= What to work on =
Return the listing below exactly, with the pictures dropped.

= Collected material =
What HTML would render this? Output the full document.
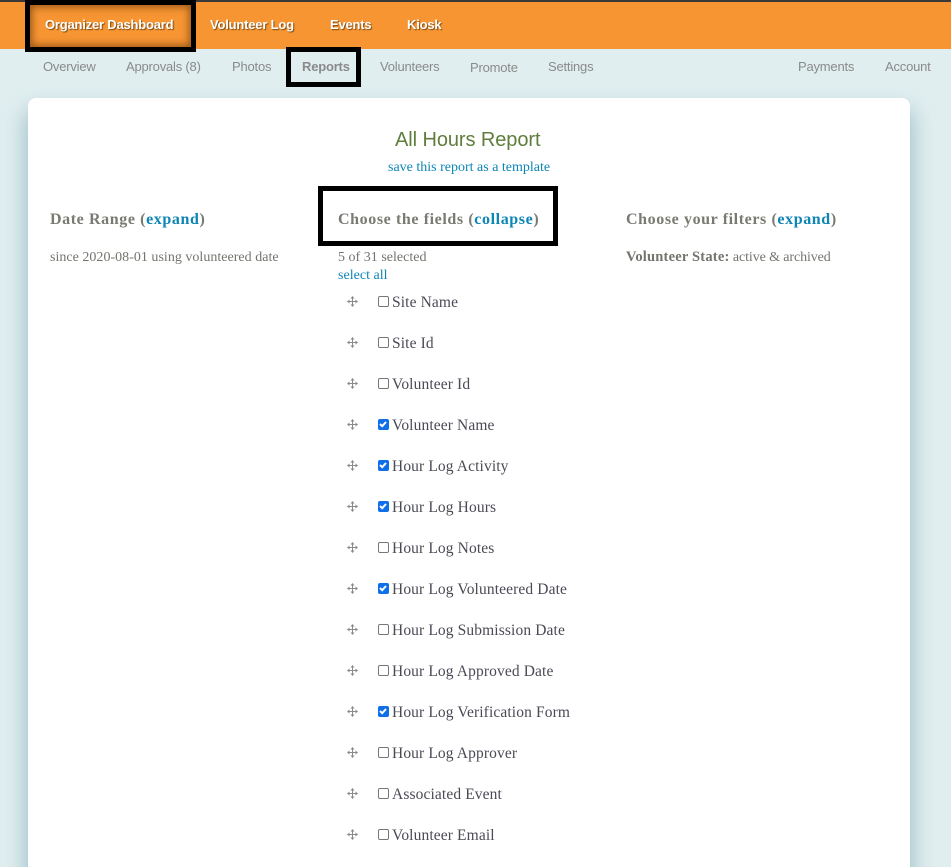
<!DOCTYPE html>
<html><head><meta charset="utf-8"><style>
html,body{margin:0;padding:0;background:#e0eeef;width:951px;height:867px;overflow:hidden}
body{position:relative}
.t{position:absolute;white-space:nowrap}
.top{position:absolute;left:0;top:0;width:951px;height:49px;background:#f79533;border-top:2px solid #3a3a3a;box-sizing:border-box}
.n{font:bold 13px "Liberation Sans",sans-serif;color:#fff;top:17px;letter-spacing:-.2px;text-shadow:1px 1px 1px #7a4a10}
.s{font:13px "Liberation Sans",sans-serif;color:#8a8a8a;top:59px;letter-spacing:-.2px}
.box{position:absolute;border:5px solid #000;box-sizing:border-box}
.card{position:absolute;left:28px;top:98px;width:882px;height:800px;background:#fff;border-radius:8px;box-shadow:0 14px 20px 3px rgba(120,165,180,.6)}
.h{font:bold 16px "Liberation Serif",serif;color:#7a7a72;letter-spacing:.6px;top:211px}
.h a,.a{color:#0e86b4}
.p{font:14px "Liberation Serif",serif;color:#74746e;letter-spacing:.02px}
.l{position:absolute;left:392px;font:15.5px "Liberation Serif",serif;color:#4a4a55;letter-spacing:.12px;white-space:nowrap}
.c{position:absolute;left:378px;width:11px;height:11px;box-sizing:border-box;border:1px solid #777;border-radius:2px;background:#fff}
.c.k{background:#0f6fe8;border-color:#0f6fe8}
.c.k svg{position:absolute;left:0;top:0}
.m{position:absolute;left:347px}
</style></head><body>
<div class="top"></div>
<div class="t n" style="left:45px">Organizer Dashboard</div>
<div class="t n" style="left:210px">Volunteer Log</div>
<div class="t n" style="left:330px">Events</div>
<div class="t n" style="left:407px">Kiosk</div>
<div class="box" style="left:25px;top:0;width:171px;height:52px;box-shadow:inset 0 0 8px 2px rgba(110,60,10,.7)"></div>
<div class="t s" style="left:43px">Overview</div>
<div class="t s" style="left:126px">Approvals (8)</div>
<div class="t s" style="left:232px">Photos</div>
<div class="t s" style="left:302px;font-weight:bold">Reports</div>
<div class="t s" style="left:380px">Volunteers</div>
<div class="t s" style="left:470px;top:60px">Promote</div>
<div class="t s" style="left:548px">Settings</div>
<div class="t s" style="left:798px">Payments</div>
<div class="t s" style="left:885px">Account</div>
<div class="box" style="left:286px;top:47px;width:75px;height:40px"></div>
<div class="card"></div>
<div class="t" style="left:395px;top:129px;font:20px 'Liberation Sans',sans-serif;color:#5f7d3c;letter-spacing:-.08px">All Hours Report</div>
<div class="t a" style="left:388px;top:160px;font:14px 'Liberation Serif',serif">save this report as a template</div>
<div class="t h" style="left:50px">Date Range (<a>expand</a>)</div>
<div class="t h" style="left:338px">Choose the fields (<a>collapse</a>)</div>
<div class="t h" style="left:626px">Choose your filters (<a>expand</a>)</div>
<div class="box" style="left:318px;top:186px;width:240px;height:60px"></div>
<div class="t p" style="left:50px;top:250px">since 2020-08-01 using volunteered date</div>
<div class="t p" style="left:338px;top:250px">5 of 31 selected</div>
<div class="t p a" style="left:338px;top:268px;color:#0e86b4">select all</div>
<div class="t p" style="left:626px;top:249px;letter-spacing:-.1px"><b style="font-size:14.5px;letter-spacing:.2px">Volunteer State:</b> active &amp; archived</div>
<svg width="0" height="0" style="position:absolute"><defs><g id="mv" fill="#8a8a8a"><rect x="5" y="1.5" width="1" height="9"/><rect x="1.5" y="5" width="9" height="1"/><path d="M5.5 0L3.5 2.5H7.5ZM5.5 11L3.5 8.5H7.5ZM0 5.5L2.5 3.5V7.5ZM11 5.5L8.5 3.5V7.5Z"/></g><path id="ck" d="M2 5l2.2 2.2L8 3" fill="none" stroke="#fff" stroke-width="2"/></defs></svg>
<svg class="m" style="top:296px" width="11" height="11"><use href="#mv"/></svg><div class="c" style="top:296px"></div><div class="l" style="top:294px">Site Name</div>
<svg class="m" style="top:337px" width="11" height="11"><use href="#mv"/></svg><div class="c" style="top:337px"></div><div class="l" style="top:335px">Site Id</div>
<svg class="m" style="top:378px" width="11" height="11"><use href="#mv"/></svg><div class="c" style="top:378px"></div><div class="l" style="top:376px">Volunteer Id</div>
<svg class="m" style="top:419px" width="11" height="11"><use href="#mv"/></svg><div class="c k" style="top:419px"><svg width="11" height="11" viewBox="0 0 11 11" style="left:-1px;top:-1px"><use href="#ck"/></svg></div><div class="l" style="top:417px">Volunteer Name</div>
<svg class="m" style="top:460px" width="11" height="11"><use href="#mv"/></svg><div class="c k" style="top:460px"><svg width="11" height="11" viewBox="0 0 11 11" style="left:-1px;top:-1px"><use href="#ck"/></svg></div><div class="l" style="top:458px">Hour Log Activity</div>
<svg class="m" style="top:501px" width="11" height="11"><use href="#mv"/></svg><div class="c k" style="top:501px"><svg width="11" height="11" viewBox="0 0 11 11" style="left:-1px;top:-1px"><use href="#ck"/></svg></div><div class="l" style="top:499px">Hour Log Hours</div>
<svg class="m" style="top:542px" width="11" height="11"><use href="#mv"/></svg><div class="c" style="top:542px"></div><div class="l" style="top:540px">Hour Log Notes</div>
<svg class="m" style="top:583px" width="11" height="11"><use href="#mv"/></svg><div class="c k" style="top:583px"><svg width="11" height="11" viewBox="0 0 11 11" style="left:-1px;top:-1px"><use href="#ck"/></svg></div><div class="l" style="top:581px">Hour Log Volunteered Date</div>
<svg class="m" style="top:624px" width="11" height="11"><use href="#mv"/></svg><div class="c" style="top:624px"></div><div class="l" style="top:622px">Hour Log Submission Date</div>
<svg class="m" style="top:665px" width="11" height="11"><use href="#mv"/></svg><div class="c" style="top:665px"></div><div class="l" style="top:663px">Hour Log Approved Date</div>
<svg class="m" style="top:706px" width="11" height="11"><use href="#mv"/></svg><div class="c k" style="top:706px"><svg width="11" height="11" viewBox="0 0 11 11" style="left:-1px;top:-1px"><use href="#ck"/></svg></div><div class="l" style="top:704px">Hour Log Verification Form</div>
<svg class="m" style="top:747px" width="11" height="11"><use href="#mv"/></svg><div class="c" style="top:747px"></div><div class="l" style="top:745px">Hour Log Approver</div>
<svg class="m" style="top:788px" width="11" height="11"><use href="#mv"/></svg><div class="c" style="top:788px"></div><div class="l" style="top:786px">Associated Event</div>
<svg class="m" style="top:829px" width="11" height="11"><use href="#mv"/></svg><div class="c" style="top:829px"></div><div class="l" style="top:827px">Volunteer Email</div>
</body></html>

= Complete answer =
What HTML would render this? Output the full document.
<!DOCTYPE html>
<html><head><meta charset="utf-8"><style>
html,body{margin:0;padding:0;background:#e0eeef;width:951px;height:867px;overflow:hidden}
body{position:relative}
.t{position:absolute;white-space:nowrap}
.top{position:absolute;left:0;top:0;width:951px;height:49px;background:#f79533;border-top:2px solid #3a3a3a;box-sizing:border-box}
.n{font:bold 13px "Liberation Sans",sans-serif;color:#fff;top:17px;letter-spacing:-.2px;text-shadow:1px 1px 1px #7a4a10}
.s{font:13px "Liberation Sans",sans-serif;color:#8a8a8a;top:59px;letter-spacing:-.2px}
.box{position:absolute;border:5px solid #000;box-sizing:border-box}
.card{position:absolute;left:28px;top:98px;width:882px;height:800px;background:#fff;border-radius:8px;box-shadow:0 14px 20px 3px rgba(120,165,180,.6)}
.h{font:bold 16px "Liberation Serif",serif;color:#7a7a72;letter-spacing:.6px;top:211px}
.h a,.a{color:#0e86b4}
.p{font:14px "Liberation Serif",serif;color:#74746e;letter-spacing:.02px}
.l{position:absolute;left:392px;font:15.5px "Liberation Serif",serif;color:#4a4a55;letter-spacing:.12px;white-space:nowrap}
.c{position:absolute;left:378px;width:11px;height:11px;box-sizing:border-box;border:1px solid #777;border-radius:2px;background:#fff}
.c.k{background:#0f6fe8;border-color:#0f6fe8}
.c.k svg{position:absolute;left:0;top:0}
.m{position:absolute;left:347px}
</style></head><body>
<div class="top"></div>
<div class="t n" style="left:45px">Organizer Dashboard</div>
<div class="t n" style="left:210px">Volunteer Log</div>
<div class="t n" style="left:330px">Events</div>
<div class="t n" style="left:407px">Kiosk</div>
<div class="box" style="left:25px;top:0;width:171px;height:52px;box-shadow:inset 0 0 8px 2px rgba(110,60,10,.7)"></div>
<div class="t s" style="left:43px">Overview</div>
<div class="t s" style="left:126px">Approvals (8)</div>
<div class="t s" style="left:232px">Photos</div>
<div class="t s" style="left:302px;font-weight:bold">Reports</div>
<div class="t s" style="left:380px">Volunteers</div>
<div class="t s" style="left:470px;top:60px">Promote</div>
<div class="t s" style="left:548px">Settings</div>
<div class="t s" style="left:798px">Payments</div>
<div class="t s" style="left:885px">Account</div>
<div class="box" style="left:286px;top:47px;width:75px;height:40px"></div>
<div class="card"></div>
<div class="t" style="left:395px;top:129px;font:20px 'Liberation Sans',sans-serif;color:#5f7d3c;letter-spacing:-.08px">All Hours Report</div>
<div class="t a" style="left:388px;top:160px;font:14px 'Liberation Serif',serif">save this report as a template</div>
<div class="t h" style="left:50px">Date Range (<a>expand</a>)</div>
<div class="t h" style="left:338px">Choose the fields (<a>collapse</a>)</div>
<div class="t h" style="left:626px">Choose your filters (<a>expand</a>)</div>
<div class="box" style="left:318px;top:186px;width:240px;height:60px"></div>
<div class="t p" style="left:50px;top:250px">since 2020-08-01 using volunteered date</div>
<div class="t p" style="left:338px;top:250px">5 of 31 selected</div>
<div class="t p a" style="left:338px;top:268px;color:#0e86b4">select all</div>
<div class="t p" style="left:626px;top:249px;letter-spacing:-.1px"><b style="font-size:14.5px;letter-spacing:.2px">Volunteer State:</b> active &amp; archived</div>
<svg width="0" height="0" style="position:absolute"><defs><g id="mv" fill="#8a8a8a"><rect x="5" y="1.5" width="1" height="9"/><rect x="1.5" y="5" width="9" height="1"/><path d="M5.5 0L3.5 2.5H7.5ZM5.5 11L3.5 8.5H7.5ZM0 5.5L2.5 3.5V7.5ZM11 5.5L8.5 3.5V7.5Z"/></g><path id="ck" d="M2 5l2.2 2.2L8 3" fill="none" stroke="#fff" stroke-width="2"/></defs></svg>
<svg class="m" style="top:296px" width="11" height="11"><use href="#mv"/></svg><div class="c" style="top:296px"></div><div class="l" style="top:294px">Site Name</div>
<svg class="m" style="top:337px" width="11" height="11"><use href="#mv"/></svg><div class="c" style="top:337px"></div><div class="l" style="top:335px">Site Id</div>
<svg class="m" style="top:378px" width="11" height="11"><use href="#mv"/></svg><div class="c" style="top:378px"></div><div class="l" style="top:376px">Volunteer Id</div>
<svg class="m" style="top:419px" width="11" height="11"><use href="#mv"/></svg><div class="c k" style="top:419px"><svg width="11" height="11" viewBox="0 0 11 11" style="left:-1px;top:-1px"><use href="#ck"/></svg></div><div class="l" style="top:417px">Volunteer Name</div>
<svg class="m" style="top:460px" width="11" height="11"><use href="#mv"/></svg><div class="c k" style="top:460px"><svg width="11" height="11" viewBox="0 0 11 11" style="left:-1px;top:-1px"><use href="#ck"/></svg></div><div class="l" style="top:458px">Hour Log Activity</div>
<svg class="m" style="top:501px" width="11" height="11"><use href="#mv"/></svg><div class="c k" style="top:501px"><svg width="11" height="11" viewBox="0 0 11 11" style="left:-1px;top:-1px"><use href="#ck"/></svg></div><div class="l" style="top:499px">Hour Log Hours</div>
<svg class="m" style="top:542px" width="11" height="11"><use href="#mv"/></svg><div class="c" style="top:542px"></div><div class="l" style="top:540px">Hour Log Notes</div>
<svg class="m" style="top:583px" width="11" height="11"><use href="#mv"/></svg><div class="c k" style="top:583px"><svg width="11" height="11" viewBox="0 0 11 11" style="left:-1px;top:-1px"><use href="#ck"/></svg></div><div class="l" style="top:581px">Hour Log Volunteered Date</div>
<svg class="m" style="top:624px" width="11" height="11"><use href="#mv"/></svg><div class="c" style="top:624px"></div><div class="l" style="top:622px">Hour Log Submission Date</div>
<svg class="m" style="top:665px" width="11" height="11"><use href="#mv"/></svg><div class="c" style="top:665px"></div><div class="l" style="top:663px">Hour Log Approved Date</div>
<svg class="m" style="top:706px" width="11" height="11"><use href="#mv"/></svg><div class="c k" style="top:706px"><svg width="11" height="11" viewBox="0 0 11 11" style="left:-1px;top:-1px"><use href="#ck"/></svg></div><div class="l" style="top:704px">Hour Log Verification Form</div>
<svg class="m" style="top:747px" width="11" height="11"><use href="#mv"/></svg><div class="c" style="top:747px"></div><div class="l" style="top:745px">Hour Log Approver</div>
<svg class="m" style="top:788px" width="11" height="11"><use href="#mv"/></svg><div class="c" style="top:788px"></div><div class="l" style="top:786px">Associated Event</div>
<svg class="m" style="top:829px" width="11" height="11"><use href="#mv"/></svg><div class="c" style="top:829px"></div><div class="l" style="top:827px">Volunteer Email</div>
</body></html>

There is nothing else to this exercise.